### Short problem
Reproduce the listing below exactly. Pictures do not belong in the copy.

### Source material

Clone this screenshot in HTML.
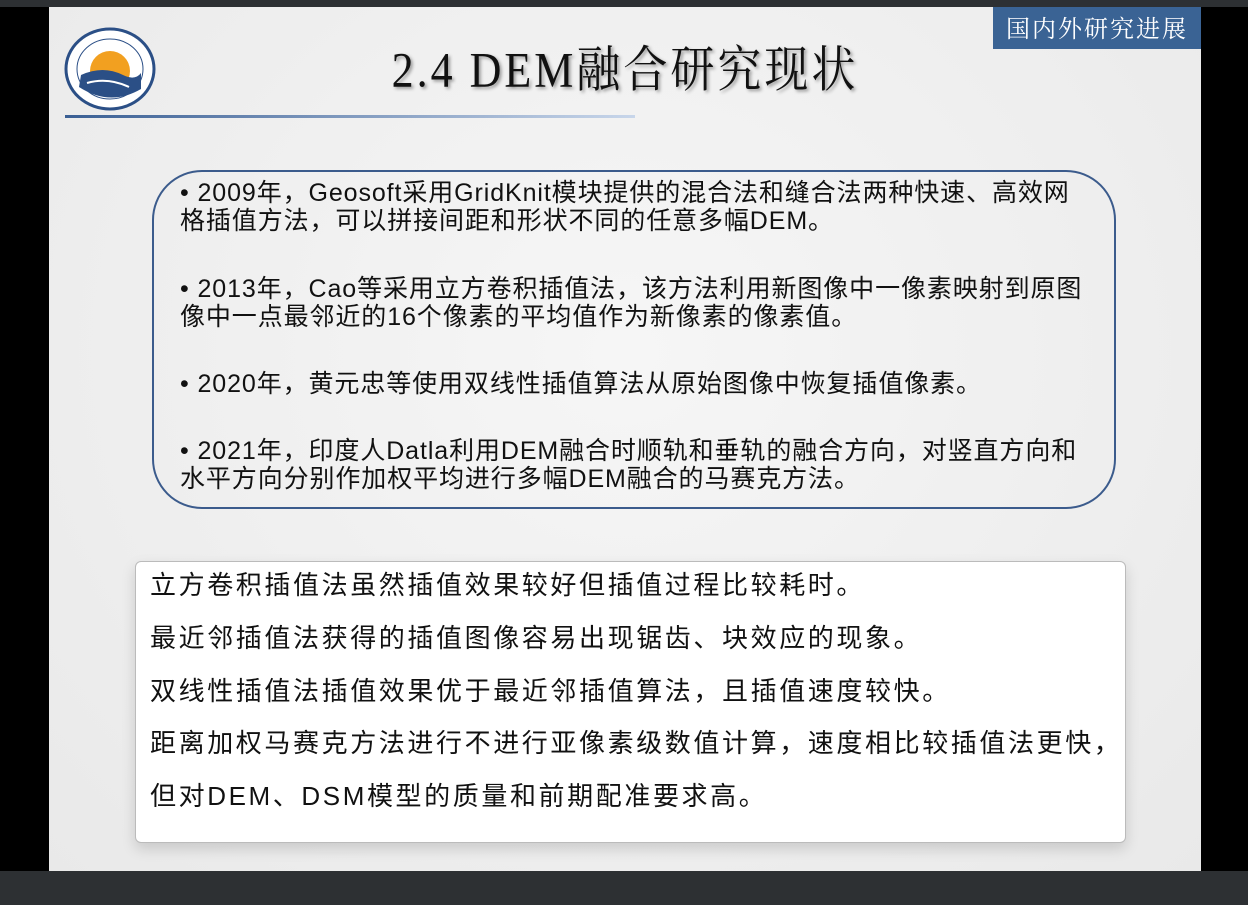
<!DOCTYPE html>
<html><head><meta charset="utf-8"><style>
body{margin:0;width:1248px;height:905px;background:#000;position:relative;overflow:hidden;font-family:"Liberation Sans","Noto Sans CJK SC",sans-serif}
.top{position:absolute;left:0;top:0;width:1248px;height:7px;background:#2d3033}
.bot{position:absolute;left:0;top:871px;width:1248px;height:34px;background:#2d3033}
.slide{position:absolute;left:49px;top:7px;width:1152px;height:864px;background:radial-gradient(ellipse at 50% 40%,#f6f6f6,#e9e9e9)}
.tag{position:absolute;left:944px;top:0;width:208px;height:42px;background:#3a6394;color:#fff;font:24px "Noto Serif CJK SC",serif;line-height:40px;text-align:center;letter-spacing:2px}
.title{position:absolute;left:0;width:1152px;top:26px;text-align:center;font:44px "Liberation Serif","Noto Serif CJK SC",serif;color:#111;text-shadow:2px 2px 3px #999;letter-spacing:3px;transform:scaleY(1.12)}
.line{position:absolute;left:16px;top:108px;width:570px;height:3px;background:linear-gradient(90deg,#3a5f94,#c8d6ea)}
.box1{position:absolute;left:103px;top:163px;width:960px;height:335px;border:2px solid #3b5b8c;border-radius:50px}
.t1{position:absolute;left:131px;font-size:25px;line-height:28px;color:#111;white-space:nowrap;letter-spacing:0.9px}
.box2{position:absolute;left:86px;top:554px;width:989px;height:280px;background:#fff;border:1px solid #bbb;border-radius:6px;box-shadow:0 6px 14px rgba(0,0,0,.15)}
.t2{position:absolute;left:101px;font-size:26px;color:#111;letter-spacing:2.6px;white-space:nowrap}
</style></head><body>
<div class="top"></div>
<div class="slide">
<svg style="position:absolute;left:14px;top:20px" width="94" height="84" viewBox="0 0 94 84">
<ellipse cx="47" cy="42" rx="44" ry="40" fill="#fff" stroke="#2b4f86" stroke-width="3"/>
<ellipse cx="47" cy="42" rx="33" ry="30" fill="#fff" stroke="#2b4f86" stroke-width="1"/>
<circle cx="47" cy="44" r="20" fill="#f2a020"/>
<path d="M18 48 Q40 38 60 48 Q72 54 78 46 L78 62 Q47 80 16 60Z" fill="#2b4f86"/>
<path d="M24 56 Q45 50 66 60" stroke="#fff" stroke-width="2" fill="none"/>
</svg>
<div class="line"></div>
<div class="title">2.4 DEM融合研究现状</div>
<div class="tag">国内外研究进展</div>
<div class="box1"></div>
<div class="t1" style="top:172px">• 2009年，Geosoft采用GridKnit模块提供的混合法和缝合法两种快速、高效网<br>格插值方法，可以拼接间距和形状不同的任意多幅DEM。</div>
<div class="t1" style="top:268px">• 2013年，Cao等采用立方卷积插值法，该方法利用新图像中一像素映射到原图<br>像中一点最邻近的16个像素的平均值作为新像素的像素值。</div>
<div class="t1" style="top:363px">• 2020年，黄元忠等使用双线性插值算法从原始图像中恢复插值像素。</div>
<div class="t1" style="top:430px">• 2021年，印度人Datla利用DEM融合时顺轨和垂轨的融合方向，对竖直方向和<br>水平方向分别作加权平均进行多幅DEM融合的马赛克方法。</div>
<div class="box2"></div>
<div class="t2" style="top:558px">立方卷积插值法虽然插值效果较好但插值过程比较耗时。</div>
<div class="t2" style="top:611px">最近邻插值法获得的插值图像容易出现锯齿、块效应的现象。</div>
<div class="t2" style="top:664px">双线性插值法插值效果优于最近邻插值算法，且插值速度较快。</div>
<div class="t2" style="top:716px">距离加权马赛克方法进行不进行亚像素级数值计算，速度相比较插值法更快，</div>
<div class="t2" style="top:769px">但对DEM、DSM模型的质量和前期配准要求高。</div>
</div>
<div class="bot"></div>
</body></html>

### Solved problem
Clone this screenshot in HTML.
<!DOCTYPE html>
<html><head><meta charset="utf-8"><style>
body{margin:0;width:1248px;height:905px;background:#000;position:relative;overflow:hidden;font-family:"Liberation Sans","Noto Sans CJK SC",sans-serif}
.top{position:absolute;left:0;top:0;width:1248px;height:7px;background:#2d3033}
.bot{position:absolute;left:0;top:871px;width:1248px;height:34px;background:#2d3033}
.slide{position:absolute;left:49px;top:7px;width:1152px;height:864px;background:radial-gradient(ellipse at 50% 40%,#f6f6f6,#e9e9e9)}
.tag{position:absolute;left:944px;top:0;width:208px;height:42px;background:#3a6394;color:#fff;font:24px "Noto Serif CJK SC",serif;line-height:40px;text-align:center;letter-spacing:2px}
.title{position:absolute;left:0;width:1152px;top:26px;text-align:center;font:44px "Liberation Serif","Noto Serif CJK SC",serif;color:#111;text-shadow:2px 2px 3px #999;letter-spacing:3px;transform:scaleY(1.12)}
.line{position:absolute;left:16px;top:108px;width:570px;height:3px;background:linear-gradient(90deg,#3a5f94,#c8d6ea)}
.box1{position:absolute;left:103px;top:163px;width:960px;height:335px;border:2px solid #3b5b8c;border-radius:50px}
.t1{position:absolute;left:131px;font-size:25px;line-height:28px;color:#111;white-space:nowrap;letter-spacing:0.9px}
.box2{position:absolute;left:86px;top:554px;width:989px;height:280px;background:#fff;border:1px solid #bbb;border-radius:6px;box-shadow:0 6px 14px rgba(0,0,0,.15)}
.t2{position:absolute;left:101px;font-size:26px;color:#111;letter-spacing:2.6px;white-space:nowrap}
</style></head><body>
<div class="top"></div>
<div class="slide">
<svg style="position:absolute;left:14px;top:20px" width="94" height="84" viewBox="0 0 94 84">
<ellipse cx="47" cy="42" rx="44" ry="40" fill="#fff" stroke="#2b4f86" stroke-width="3"/>
<ellipse cx="47" cy="42" rx="33" ry="30" fill="#fff" stroke="#2b4f86" stroke-width="1"/>
<circle cx="47" cy="44" r="20" fill="#f2a020"/>
<path d="M18 48 Q40 38 60 48 Q72 54 78 46 L78 62 Q47 80 16 60Z" fill="#2b4f86"/>
<path d="M24 56 Q45 50 66 60" stroke="#fff" stroke-width="2" fill="none"/>
</svg>
<div class="line"></div>
<div class="title">2.4 DEM融合研究现状</div>
<div class="tag">国内外研究进展</div>
<div class="box1"></div>
<div class="t1" style="top:172px">• 2009年，Geosoft采用GridKnit模块提供的混合法和缝合法两种快速、高效网<br>格插值方法，可以拼接间距和形状不同的任意多幅DEM。</div>
<div class="t1" style="top:268px">• 2013年，Cao等采用立方卷积插值法，该方法利用新图像中一像素映射到原图<br>像中一点最邻近的16个像素的平均值作为新像素的像素值。</div>
<div class="t1" style="top:363px">• 2020年，黄元忠等使用双线性插值算法从原始图像中恢复插值像素。</div>
<div class="t1" style="top:430px">• 2021年，印度人Datla利用DEM融合时顺轨和垂轨的融合方向，对竖直方向和<br>水平方向分别作加权平均进行多幅DEM融合的马赛克方法。</div>
<div class="box2"></div>
<div class="t2" style="top:558px">立方卷积插值法虽然插值效果较好但插值过程比较耗时。</div>
<div class="t2" style="top:611px">最近邻插值法获得的插值图像容易出现锯齿、块效应的现象。</div>
<div class="t2" style="top:664px">双线性插值法插值效果优于最近邻插值算法，且插值速度较快。</div>
<div class="t2" style="top:716px">距离加权马赛克方法进行不进行亚像素级数值计算，速度相比较插值法更快，</div>
<div class="t2" style="top:769px">但对DEM、DSM模型的质量和前期配准要求高。</div>
</div>
<div class="bot"></div>
</body></html>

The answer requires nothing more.